Lights in a Box? SG page 4

The Magical Mystery Tour of Surround-Sound:
Though it seems as if surround-sound was invented for Home Theater as a way to sell more speakers, amps, processors, and cables, surround-sound has been around for decades. In the early '50s, Cinerama and 70mm were the first to use surround effects; film-sound mixers have been grappling with what to do with this effect for over 40 years. Yes, surround-sound serves to envelop the audience in sound, but I find the disparity of placement (picture in front, sound behind) a distraction.

Momentary sounds, such as a jet flying overhead, make more spatial sense, but directors apparently feel the need to use surround effects continuously. That's the problem: Home Theater magic is so identified with ear-candy surround effects that, like early "Ping-Pong" stereo, they've taken over---but surround-sound is now well into middle age. It's a medium without a message. A good high-end system already provides a dimensionally satisfying soundstage from two speakers; additional speakers only serve to confuse matters. Surround-sound, and much of Home Theater, has an aura of special effects and gimmicks---so that the actual content of the film becomes irrelevant. Top Gun slays Citizen Kane.

Can the High End Grow?
While the market for upscale products remains strong, the pure, music-only High End is said to be in decline. The underlying cause of this dangerous situation is the failure of the High End to reach out to a broader market than to just those who are already in the "club." For example, folks who are regular attendees at Carnegie Hall, Lincoln Center, or the Blue Note---ie, lovers of music---remain almost completely unaware of the High End. Returning home, they'll listen to a Beethoven symphony on a $1000 rack system they purchased at Macy's.
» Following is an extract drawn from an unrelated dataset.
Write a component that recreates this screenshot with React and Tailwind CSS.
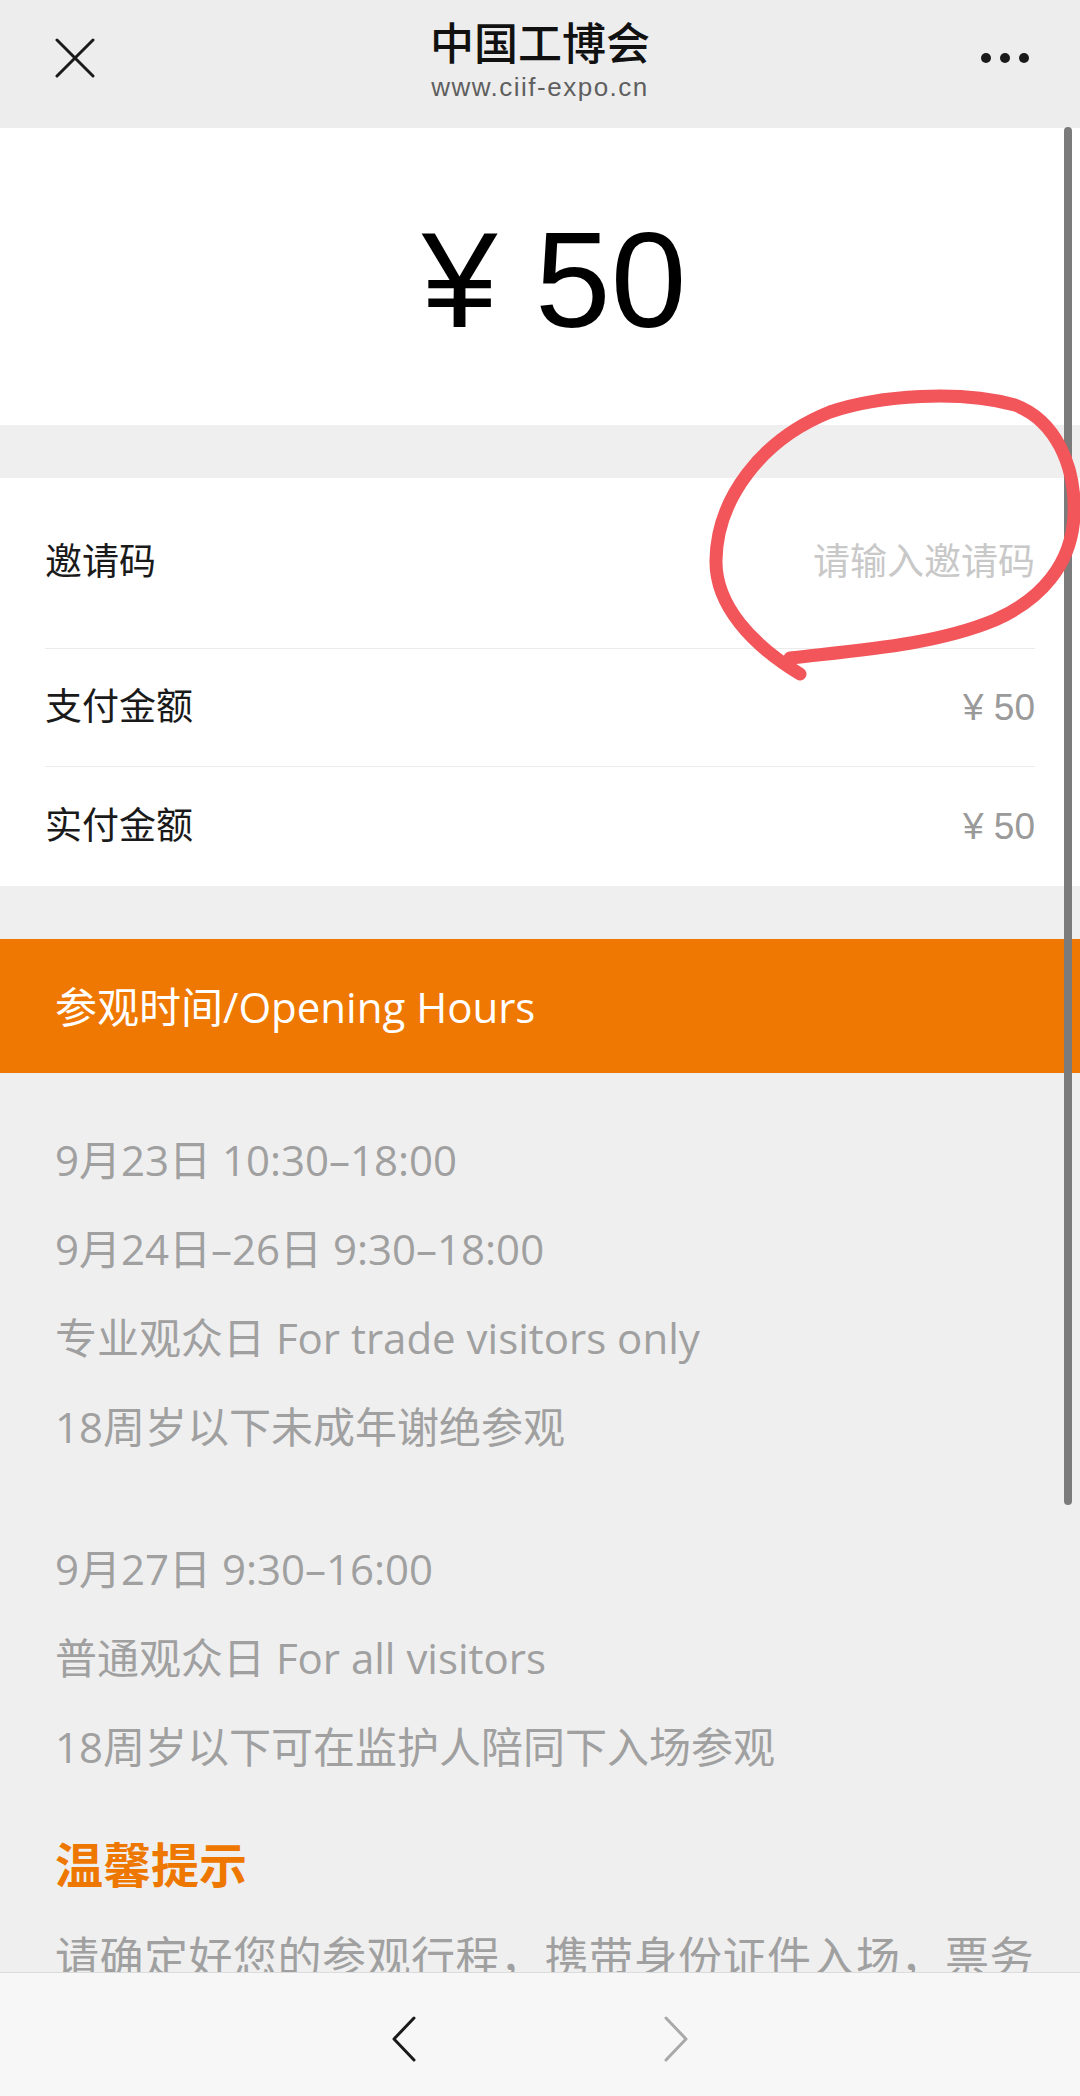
import React from 'react';

const font = "font-['Liberation_Sans','Noto_Sans_CJK_SC',sans-serif]";
const bodyFont = "font-['Open_Sans','Noto_Sans_CJK_SC',sans-serif]";

const rows = [
    { label: '邀请码', value: '请输入邀请码', placeholder: true, h: 'h-[171px]', border: true },
    { label: '支付金额', value: '¥ 50', h: 'h-[118px]', border: true },
    { label: '实付金额', value: '¥ 50', h: 'h-[119px]', border: false },
];

const tradeDays = ['9月23日 10:30–18:00', '9月24日–26日 9:30–18:00', '专业观众日 For trade visitors only', '18周岁以下未成年谢绝参观'];
const publicDay = ['9月27日 9:30–16:00', '普通观众日 For all visitors', '18周岁以下可在监护人陪同下入场参观'];

export default function App() {
    return (
        <div className={`relative w-[1080px] h-[2096px] overflow-hidden flex flex-col bg-[#efefef] ${font}`}>
            {/* Top navigation bar */}
            <div className="h-[128px] shrink-0 bg-[#ededed] grid grid-cols-[1fr_auto_1fr]">
                <div className="pl-[55px] pt-[38px]">
                    <svg width="40" height="40" viewBox="0 0 40 40" fill="none" stroke="#1a1a1a" strokeWidth="3" strokeLinecap="round">
                        <path d="M2 2 L38 38 M38 2 L2 38" />
                    </svg>
                </div>
                <div className="flex flex-col items-center pt-[19px]">
                    <div className="text-[44px] leading-[52px] font-medium text-[#111]">中国工博会</div>
                    <div className="text-[26px] leading-[32px] tracking-[1.5px] text-[#5f5f5f]">www.ciif-expo.cn</div>
                </div>
                <div className="flex justify-end items-start pr-[51px] pt-[53px] gap-[9px]">
                    <span className="w-[10px] h-[10px] rounded-full bg-[#1a1a1a]"></span>
                    <span className="w-[10px] h-[10px] rounded-full bg-[#1a1a1a]"></span>
                    <span className="w-[10px] h-[10px] rounded-full bg-[#1a1a1a]"></span>
                </div>
            </div>

            {/* Scrolling page */}
            <div className="flex-1 overflow-hidden">
                <div className="h-[297px] bg-white flex items-center justify-center pl-[28px] pt-[6px]">
                    <span className="text-[136px] leading-none text-black">¥ 50</span>
                </div>

                <div className="mt-[53px] bg-white px-[45px]">
                    {rows.map((row) => (
                        <div key={row.label} className={`${row.h} flex items-center justify-between ${row.border ? 'border-b border-[#ebebeb]' : ''}`}>
                            <span className="text-[37px] text-[#1a1a1a]">{row.label}</span>
                            <span className={`text-[37px] ${row.placeholder ? 'text-[#c8c8c8]' : 'text-[#9a9a9a]'}`}>{row.value}</span>
                        </div>
                    ))}
                </div>

                <div className="mt-[53px] h-[134px] bg-[#ef7802] flex items-center pl-[55px]">
                    <span className={`text-[42px] text-white ${bodyFont}`}>参观时间/Opening Hours</span>
                </div>

                <div className={`px-[55px] pt-[42px] ${bodyFont}`}>
                    {tradeDays.map((line) => (
                        <div key={line} className="h-[89px] leading-[89px] text-[42px] text-[#a0a0a0] whitespace-nowrap">{line}</div>
                    ))}
                    <div className="mt-[53px]">
                        {publicDay.map((line) => (
                            <div key={line} className="h-[89px] leading-[89px] text-[42px] text-[#a0a0a0] whitespace-nowrap">{line}</div>
                        ))}
                    </div>
                    <div className="mt-[44px] h-[60px] leading-[60px] text-[48px] font-bold text-[#ee7700]">温馨提示</div>
                    <p className="mt-[27px] -mr-[40px] text-[44px] leading-[70px] tracking-[0.5px] text-[#a0a0a0]">
                        请确定好您的参观行程，携带身份证件入场，票务一经售出，恕不退换，感谢您的理解与支持。
                    </p>
                </div>
            </div>

            {/* Bottom toolbar */}
            <div className="h-[124px] shrink-0 bg-[#f7f7f7] border-t border-[#dcdcdc] flex items-center justify-center gap-[248px] pt-[8px]">
                <svg width="24" height="46" viewBox="0 0 24 46" fill="none" stroke="#1a1a1a" strokeWidth="3" strokeLinecap="round" strokeLinejoin="round">
                    <path d="M22 2 L2 23 L22 44" />
                </svg>
                <svg width="24" height="46" viewBox="0 0 24 46" fill="none" stroke="#a9a9a9" strokeWidth="3" strokeLinecap="round" strokeLinejoin="round">
                    <path d="M2 2 L22 23 L2 44" />
                </svg>
            </div>

            {/* Scroll indicator */}
            <div className="absolute left-[1064px] top-[127px] w-[8px] h-[1378px] rounded-full bg-[#7b7b7b]"></div>

            {/* Hand-drawn red circle annotation */}
            <svg className="absolute inset-0 pointer-events-none" width="1080" height="2096" viewBox="0 0 1080 2096" fill="none">
                <path
                    d="M800 674 C752 645 715 605 716 560 C717 500 760 440 830 412 C880 395 960 390 1015 405 C1055 420 1076 465 1074 515 C1072 565 1040 600 995 620 C935 645 860 650 790 658"
                    stroke="#f2555a"
                    strokeWidth="13"
                    strokeLinecap="round"
                    strokeLinejoin="round"
                />
            </svg>
        </div>
    );
}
The barriers to this huge market are mostly self-inflicted: High-end audio manufacturers produce equipment that's unattractive to those who aren't already smitten with hi-fi. A "music lover's" system should be simple and beautiful, and sound!

When the High End tries to compete in an area where performance and quality are not major factors, what can they hope to offer? The High End should be increasing its visibility in the market by reaching out to the music lovers of the world. Perhaps a group of manufacturers could organize a campaign for upscale non-audio magazines (The New Yorker, Artforum, Playbill, Gramophone); underwrite a concert series on Public Television; fund scholarships at music schools. They should do anything that will increase their presence to their potential customers.

The music lover's market remains a vast untapped resource for the high-end establishment. Home Theater will prosper and grow, and---who knows?---in 10 or 20 years, it may even become part of the High End.